* Given problem *
Repeat, exactly and in full, the lines of the listing below, but without any pictures.

# # # #

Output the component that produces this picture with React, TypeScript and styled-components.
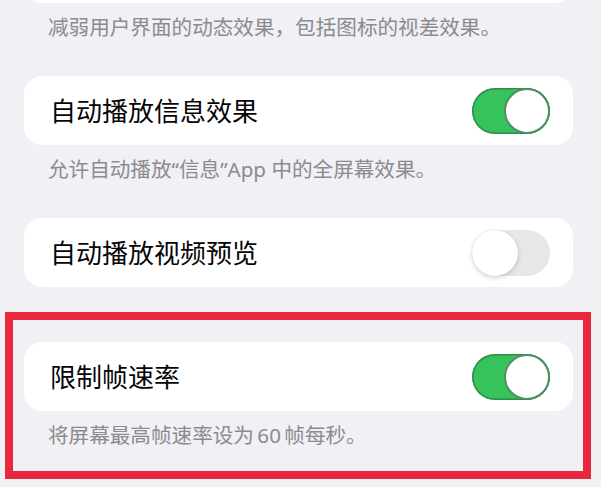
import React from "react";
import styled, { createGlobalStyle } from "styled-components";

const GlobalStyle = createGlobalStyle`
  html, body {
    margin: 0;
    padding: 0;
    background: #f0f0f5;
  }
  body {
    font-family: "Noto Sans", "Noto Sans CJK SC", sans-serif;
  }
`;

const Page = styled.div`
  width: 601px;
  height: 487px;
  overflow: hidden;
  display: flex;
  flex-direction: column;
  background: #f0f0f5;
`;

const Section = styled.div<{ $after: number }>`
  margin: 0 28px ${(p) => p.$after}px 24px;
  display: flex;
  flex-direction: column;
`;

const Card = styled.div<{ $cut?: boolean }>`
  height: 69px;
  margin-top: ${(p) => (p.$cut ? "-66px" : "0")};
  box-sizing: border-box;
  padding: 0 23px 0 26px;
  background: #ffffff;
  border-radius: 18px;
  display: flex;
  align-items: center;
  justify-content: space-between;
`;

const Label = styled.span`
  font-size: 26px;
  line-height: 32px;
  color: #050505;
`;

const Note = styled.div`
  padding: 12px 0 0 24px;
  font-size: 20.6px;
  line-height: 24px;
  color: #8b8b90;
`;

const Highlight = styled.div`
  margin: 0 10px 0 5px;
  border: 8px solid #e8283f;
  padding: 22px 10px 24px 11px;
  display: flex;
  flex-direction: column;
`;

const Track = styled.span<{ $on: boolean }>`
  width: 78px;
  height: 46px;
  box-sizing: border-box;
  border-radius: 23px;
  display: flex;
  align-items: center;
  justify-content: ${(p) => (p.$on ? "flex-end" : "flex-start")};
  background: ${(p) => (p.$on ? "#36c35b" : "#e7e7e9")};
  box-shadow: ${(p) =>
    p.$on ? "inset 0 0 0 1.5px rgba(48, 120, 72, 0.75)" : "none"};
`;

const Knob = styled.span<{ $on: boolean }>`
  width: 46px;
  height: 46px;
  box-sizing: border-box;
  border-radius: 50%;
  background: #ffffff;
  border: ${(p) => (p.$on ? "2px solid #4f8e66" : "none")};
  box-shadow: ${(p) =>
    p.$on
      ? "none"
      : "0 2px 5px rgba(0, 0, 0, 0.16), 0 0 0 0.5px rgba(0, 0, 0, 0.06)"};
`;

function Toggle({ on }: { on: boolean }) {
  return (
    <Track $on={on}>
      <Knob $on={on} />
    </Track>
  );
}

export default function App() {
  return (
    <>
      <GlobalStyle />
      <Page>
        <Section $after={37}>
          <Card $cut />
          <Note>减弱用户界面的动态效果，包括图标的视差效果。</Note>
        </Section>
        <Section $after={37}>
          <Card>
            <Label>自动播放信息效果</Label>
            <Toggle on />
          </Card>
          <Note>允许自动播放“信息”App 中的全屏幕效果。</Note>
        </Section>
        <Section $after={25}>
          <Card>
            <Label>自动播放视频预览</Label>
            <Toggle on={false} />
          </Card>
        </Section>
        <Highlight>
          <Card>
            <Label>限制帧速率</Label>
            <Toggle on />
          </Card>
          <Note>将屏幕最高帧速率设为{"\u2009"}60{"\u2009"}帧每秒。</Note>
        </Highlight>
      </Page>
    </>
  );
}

# # # #

* Response below *
Output the component that produces this picture with React, TypeScript and styled-components.
import React from "react";
import styled, { createGlobalStyle } from "styled-components";

const GlobalStyle = createGlobalStyle`
  html, body {
    margin: 0;
    padding: 0;
    background: #f0f0f5;
  }
  body {
    font-family: "Noto Sans", "Noto Sans CJK SC", sans-serif;
  }
`;

const Page = styled.div`
  width: 601px;
  height: 487px;
  overflow: hidden;
  display: flex;
  flex-direction: column;
  background: #f0f0f5;
`;

const Section = styled.div<{ $after: number }>`
  margin: 0 28px ${(p) => p.$after}px 24px;
  display: flex;
  flex-direction: column;
`;

const Card = styled.div<{ $cut?: boolean }>`
  height: 69px;
  margin-top: ${(p) => (p.$cut ? "-66px" : "0")};
  box-sizing: border-box;
  padding: 0 23px 0 26px;
  background: #ffffff;
  border-radius: 18px;
  display: flex;
  align-items: center;
  justify-content: space-between;
`;

const Label = styled.span`
  font-size: 26px;
  line-height: 32px;
  color: #050505;
`;

const Note = styled.div`
  padding: 12px 0 0 24px;
  font-size: 20.6px;
  line-height: 24px;
  color: #8b8b90;
`;

const Highlight = styled.div`
  margin: 0 10px 0 5px;
  border: 8px solid #e8283f;
  padding: 22px 10px 24px 11px;
  display: flex;
  flex-direction: column;
`;

const Track = styled.span<{ $on: boolean }>`
  width: 78px;
  height: 46px;
  box-sizing: border-box;
  border-radius: 23px;
  display: flex;
  align-items: center;
  justify-content: ${(p) => (p.$on ? "flex-end" : "flex-start")};
  background: ${(p) => (p.$on ? "#36c35b" : "#e7e7e9")};
  box-shadow: ${(p) =>
    p.$on ? "inset 0 0 0 1.5px rgba(48, 120, 72, 0.75)" : "none"};
`;

const Knob = styled.span<{ $on: boolean }>`
  width: 46px;
  height: 46px;
  box-sizing: border-box;
  border-radius: 50%;
  background: #ffffff;
  border: ${(p) => (p.$on ? "2px solid #4f8e66" : "none")};
  box-shadow: ${(p) =>
    p.$on
      ? "none"
      : "0 2px 5px rgba(0, 0, 0, 0.16), 0 0 0 0.5px rgba(0, 0, 0, 0.06)"};
`;

function Toggle({ on }: { on: boolean }) {
  return (
    <Track $on={on}>
      <Knob $on={on} />
    </Track>
  );
}

export default function App() {
  return (
    <>
      <GlobalStyle />
      <Page>
        <Section $after={37}>
          <Card $cut />
          <Note>减弱用户界面的动态效果，包括图标的视差效果。</Note>
        </Section>
        <Section $after={37}>
          <Card>
            <Label>自动播放信息效果</Label>
            <Toggle on />
          </Card>
          <Note>允许自动播放“信息”App 中的全屏幕效果。</Note>
        </Section>
        <Section $after={25}>
          <Card>
            <Label>自动播放视频预览</Label>
            <Toggle on={false} />
          </Card>
        </Section>
        <Highlight>
          <Card>
            <Label>限制帧速率</Label>
            <Toggle on />
          </Card>
          <Note>将屏幕最高帧速率设为{"\u2009"}60{"\u2009"}帧每秒。</Note>
        </Highlight>
      </Page>
    </>
  );
}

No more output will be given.